データが世の中に溢れていて、データを読み取るためのリテラシーとして、統計学やデータサイエンスの重要性が高まっている。
その需要に答えるように勉強のための教材はネット上にたくさん存在する。しかも無料のものも多い。実際に自分もネットで見れる教材をいくつかブックマークしていた。

お金出して買って良かった本

しかし、ブックマークだけして役立てていない人も多いのではないかとも思う。動画を見てもその時はわかった気持ちになっても、あまり身になっていない。ネットのpdfはあまり見る気にならない。
ここであえてお金を払ってでも身になったと思えた統計学の本を紹介したい。

中原 治『基礎から学ぶ統計学』(羊土社、2022年)

こちらの本を2ヶ月ほどかけて一通り読み通した。なお著者は3ヶ月ほどかけてゆっくり学ぶことを薦めているため、もう少し時間をかけたほうがいいかもしれない。

オススメのポイント

読みたくなる

とっつきやすさはこれを見てもらえればわかりそう。

学生時代に教科書はなかなか開く気が起きなかったが、資料集なら開きたくなる気持ちに近いかもしれない。フルカラーで図や写真がふんだんに使われている。

また、歴史上の偉人へのリスペクトを持てるようになる。数表を時間をかけて作ってくれてありがとう。そんなことを思わせるエピソードが勉強の間に挟まる。昔の数学者のおかげで簡単に統計学を使えるようになったんだなと思うと多少めんどうな計算も昔はもっと大変だったはずという気になれる。
(とはいえ今ではソフトウェアですぐにできてしまうけども。)

とにかくわかりやすい

わかりやすさの根本はやはり著者が大学で統計学を長年教えていて、学生からのフィードバックを参考にしながら改善を重ねてきたからだ。つまり第1版でありながら、すでに何回も版を重ねてきたような本になっている。

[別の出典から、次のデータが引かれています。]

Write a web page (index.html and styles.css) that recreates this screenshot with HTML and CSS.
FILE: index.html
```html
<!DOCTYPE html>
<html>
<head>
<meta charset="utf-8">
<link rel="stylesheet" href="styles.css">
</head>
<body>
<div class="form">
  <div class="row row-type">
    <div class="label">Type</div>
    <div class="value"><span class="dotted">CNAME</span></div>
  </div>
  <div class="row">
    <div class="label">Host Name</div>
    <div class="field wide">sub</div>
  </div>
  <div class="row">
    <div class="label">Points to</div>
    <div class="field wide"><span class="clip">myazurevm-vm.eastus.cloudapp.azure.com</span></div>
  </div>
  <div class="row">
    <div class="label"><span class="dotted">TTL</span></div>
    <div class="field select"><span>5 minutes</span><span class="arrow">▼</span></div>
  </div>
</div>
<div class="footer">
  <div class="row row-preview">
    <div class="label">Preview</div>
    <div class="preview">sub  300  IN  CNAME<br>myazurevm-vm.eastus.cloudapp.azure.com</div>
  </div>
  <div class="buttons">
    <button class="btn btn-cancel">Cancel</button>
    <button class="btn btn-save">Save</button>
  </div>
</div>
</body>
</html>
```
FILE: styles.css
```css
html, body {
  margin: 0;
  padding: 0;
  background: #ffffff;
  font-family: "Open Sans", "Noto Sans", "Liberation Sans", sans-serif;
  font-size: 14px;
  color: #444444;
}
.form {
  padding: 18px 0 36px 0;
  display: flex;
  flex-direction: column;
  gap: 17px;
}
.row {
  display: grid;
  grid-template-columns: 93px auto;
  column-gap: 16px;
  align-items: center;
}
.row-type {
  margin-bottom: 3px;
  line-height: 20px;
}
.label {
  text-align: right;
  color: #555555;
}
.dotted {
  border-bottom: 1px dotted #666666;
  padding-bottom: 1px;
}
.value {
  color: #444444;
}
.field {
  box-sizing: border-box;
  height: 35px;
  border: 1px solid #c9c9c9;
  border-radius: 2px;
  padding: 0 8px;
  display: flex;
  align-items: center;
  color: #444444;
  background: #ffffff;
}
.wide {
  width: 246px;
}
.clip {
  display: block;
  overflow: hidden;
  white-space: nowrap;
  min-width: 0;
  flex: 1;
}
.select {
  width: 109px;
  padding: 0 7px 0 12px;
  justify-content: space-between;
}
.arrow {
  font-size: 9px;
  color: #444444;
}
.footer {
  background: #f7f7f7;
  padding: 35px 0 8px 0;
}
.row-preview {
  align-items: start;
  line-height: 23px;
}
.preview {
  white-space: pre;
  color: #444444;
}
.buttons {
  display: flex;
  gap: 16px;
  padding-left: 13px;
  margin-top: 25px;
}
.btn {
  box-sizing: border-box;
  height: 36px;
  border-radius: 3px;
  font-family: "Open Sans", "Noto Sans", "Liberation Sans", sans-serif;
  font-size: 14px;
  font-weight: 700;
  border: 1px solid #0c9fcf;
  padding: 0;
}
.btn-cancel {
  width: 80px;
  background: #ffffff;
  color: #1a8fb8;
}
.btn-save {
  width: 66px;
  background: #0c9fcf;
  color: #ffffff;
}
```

その他に、他の入門書との違いで感じたことをいくつか挙げる。

読者のつまづきポイントがだいたいわかっている。
ちょっと本文で「ん?」となりそうな箇所の後には、すかさずAdviceという形で補足情報が入る。それにより読み進める上で出てきた疑問はすぐに解消される。

何度も復習する。
一般的に教科書は一度出てきた内容は既知の内容として扱われ、次の内容が展開される。しかし、一度読んだだけか、もしくは少し練習問題を解いただけで、マスターできれば誰も苦労しない。一度出てきた内容も慣れるまでは雑に省略されるのではなく丁寧に説明される。
すでに理解できていて復習が必要なければ、単に読み飛ばせばいい。

もちろん入門書だからといって、大学で教えている内容であり正確さを犠牲にしているわけではない。理解のために必ずしも必要ない数式の導出などは省略しつつも、Web上の副教材として見ることができる。(それでも数式の導出は高校2年生レベルの数学の知識があればわかる内容ではある。)

一般のビジネスパーソンには十分

この内容がわかれば世の中でよく目にするレベルで、統計に関することは十分理解できるようになる。いわゆるデータに騙されるみたいなことは少なくなるのではないか。
そして、この本の内容を足がかりとしてさらに本格的な統計学の本に入ることも可能である。